Winners and losers in a garment trade war
According to a report by British bank Barclays published Friday, the winners in the tariff wars are retailers that have at least one of these attributes: big negotiating power with their suppliers, a strong brand name and limited sourcing in Asia.
In clothing and footwear, that includes off-price retailers Burlington, Ross Stores Inc. and TJX Companies, which operates T.J. Maxx and Marshalls, as well as Ralph Lauren and Dick’s Sporting Goods, according to the report.
The companies in for a tougher time are those with limited negotiating power, limited pricing power and high product exposure in Asia, a list including Gap Inc., Urban Outfitters and American Eagle Outfitters, according to the report.
Secondhand clothing resale site ThredUp cheered a related action Trump took with his latest round of tariffs: eliminating a widely used tax exemption that has allowed millions of low-cost goods — most of them originating in China — to enter the U.S. every day duty-free.
“This policy change will increase the cost of cheaply produced, disposable clothing imported from China, directly impacting the business model that fuels overproduction and environmental degradation,” ThredUp said.

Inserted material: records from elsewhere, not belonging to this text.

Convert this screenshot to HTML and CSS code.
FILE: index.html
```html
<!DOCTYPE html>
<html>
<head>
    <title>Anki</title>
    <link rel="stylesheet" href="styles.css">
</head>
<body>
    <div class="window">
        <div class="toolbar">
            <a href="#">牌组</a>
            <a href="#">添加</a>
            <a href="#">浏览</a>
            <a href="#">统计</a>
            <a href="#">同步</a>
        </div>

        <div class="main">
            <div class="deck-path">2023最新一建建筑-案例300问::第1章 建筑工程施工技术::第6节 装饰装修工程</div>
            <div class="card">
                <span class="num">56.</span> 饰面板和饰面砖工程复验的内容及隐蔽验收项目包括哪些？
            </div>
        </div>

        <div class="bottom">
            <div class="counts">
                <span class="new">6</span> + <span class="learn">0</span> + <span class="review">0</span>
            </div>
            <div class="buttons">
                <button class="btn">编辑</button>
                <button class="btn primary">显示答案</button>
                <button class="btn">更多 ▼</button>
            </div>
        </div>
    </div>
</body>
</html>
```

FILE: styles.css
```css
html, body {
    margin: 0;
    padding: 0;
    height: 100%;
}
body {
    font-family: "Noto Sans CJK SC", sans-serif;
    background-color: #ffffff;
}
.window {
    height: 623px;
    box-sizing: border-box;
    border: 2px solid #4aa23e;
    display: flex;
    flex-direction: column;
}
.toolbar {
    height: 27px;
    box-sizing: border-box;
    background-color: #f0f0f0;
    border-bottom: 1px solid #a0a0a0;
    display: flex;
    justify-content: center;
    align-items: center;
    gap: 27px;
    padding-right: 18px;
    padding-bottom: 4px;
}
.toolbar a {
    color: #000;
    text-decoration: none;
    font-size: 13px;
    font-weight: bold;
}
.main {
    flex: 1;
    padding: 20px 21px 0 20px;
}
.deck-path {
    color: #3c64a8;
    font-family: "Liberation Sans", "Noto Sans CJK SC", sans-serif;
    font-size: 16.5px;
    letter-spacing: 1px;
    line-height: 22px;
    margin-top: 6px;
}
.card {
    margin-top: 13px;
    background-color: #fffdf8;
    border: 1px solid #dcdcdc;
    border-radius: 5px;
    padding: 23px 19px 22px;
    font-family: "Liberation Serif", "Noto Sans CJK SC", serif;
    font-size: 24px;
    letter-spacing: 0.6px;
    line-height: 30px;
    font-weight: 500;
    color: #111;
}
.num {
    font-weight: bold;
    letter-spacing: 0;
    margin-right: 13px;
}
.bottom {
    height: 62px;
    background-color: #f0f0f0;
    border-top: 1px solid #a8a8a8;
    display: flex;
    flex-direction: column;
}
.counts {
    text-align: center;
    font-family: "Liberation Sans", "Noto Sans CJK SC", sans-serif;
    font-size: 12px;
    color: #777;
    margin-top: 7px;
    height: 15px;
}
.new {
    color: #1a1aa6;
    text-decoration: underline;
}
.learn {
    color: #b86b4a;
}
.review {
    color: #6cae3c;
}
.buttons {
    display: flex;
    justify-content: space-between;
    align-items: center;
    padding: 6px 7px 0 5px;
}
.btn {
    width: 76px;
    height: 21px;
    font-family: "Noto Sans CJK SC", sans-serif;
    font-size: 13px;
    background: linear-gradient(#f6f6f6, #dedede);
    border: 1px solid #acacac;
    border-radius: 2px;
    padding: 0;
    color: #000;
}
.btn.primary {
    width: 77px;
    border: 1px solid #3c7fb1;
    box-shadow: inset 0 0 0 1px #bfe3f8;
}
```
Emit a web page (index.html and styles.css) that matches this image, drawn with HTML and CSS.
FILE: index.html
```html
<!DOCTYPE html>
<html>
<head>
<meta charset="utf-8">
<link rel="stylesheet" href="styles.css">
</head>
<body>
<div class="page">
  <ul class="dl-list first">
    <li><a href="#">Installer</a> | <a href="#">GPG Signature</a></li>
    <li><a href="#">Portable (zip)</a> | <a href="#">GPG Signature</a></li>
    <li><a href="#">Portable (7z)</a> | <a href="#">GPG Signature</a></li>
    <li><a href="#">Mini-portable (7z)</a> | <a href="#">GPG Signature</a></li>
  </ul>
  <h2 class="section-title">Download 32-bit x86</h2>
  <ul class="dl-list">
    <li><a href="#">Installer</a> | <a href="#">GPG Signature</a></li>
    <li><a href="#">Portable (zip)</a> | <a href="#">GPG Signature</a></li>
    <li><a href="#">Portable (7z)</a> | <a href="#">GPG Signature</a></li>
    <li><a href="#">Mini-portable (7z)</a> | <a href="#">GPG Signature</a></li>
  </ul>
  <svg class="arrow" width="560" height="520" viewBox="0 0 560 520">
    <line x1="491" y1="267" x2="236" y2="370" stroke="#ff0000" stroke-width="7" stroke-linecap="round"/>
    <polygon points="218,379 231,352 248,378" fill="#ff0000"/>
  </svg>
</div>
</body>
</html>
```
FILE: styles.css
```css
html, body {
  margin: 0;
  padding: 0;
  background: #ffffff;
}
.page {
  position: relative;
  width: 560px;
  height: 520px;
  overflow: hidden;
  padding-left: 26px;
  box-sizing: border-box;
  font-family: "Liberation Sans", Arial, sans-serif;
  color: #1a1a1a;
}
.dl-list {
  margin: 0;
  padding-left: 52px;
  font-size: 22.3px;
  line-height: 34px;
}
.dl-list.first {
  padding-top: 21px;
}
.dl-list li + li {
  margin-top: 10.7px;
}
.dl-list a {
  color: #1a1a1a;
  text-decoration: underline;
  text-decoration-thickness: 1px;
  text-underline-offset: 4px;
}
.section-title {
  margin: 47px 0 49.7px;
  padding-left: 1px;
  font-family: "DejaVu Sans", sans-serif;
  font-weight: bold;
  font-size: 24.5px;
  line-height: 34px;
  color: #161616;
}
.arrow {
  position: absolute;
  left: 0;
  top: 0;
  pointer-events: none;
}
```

Several industry analysts and economists said they think tariffs will end up being a consumer sales tax that widens the yawning gap between America's wealthiest residents and those in the middle and lower end of the income spectrum.
“So where will the U.S. be buying its apparel now that the tariff rates on Bangladesh, Vietnam and China are astronomical?” Mary E. Lovely, a senior fellow at the Peterson Institute for International Economics, said of the schedule set to take effect Wednesday. “Will the new ‘Golden Age’ involve knitting our own knickers as well as snapping together our cellphones?”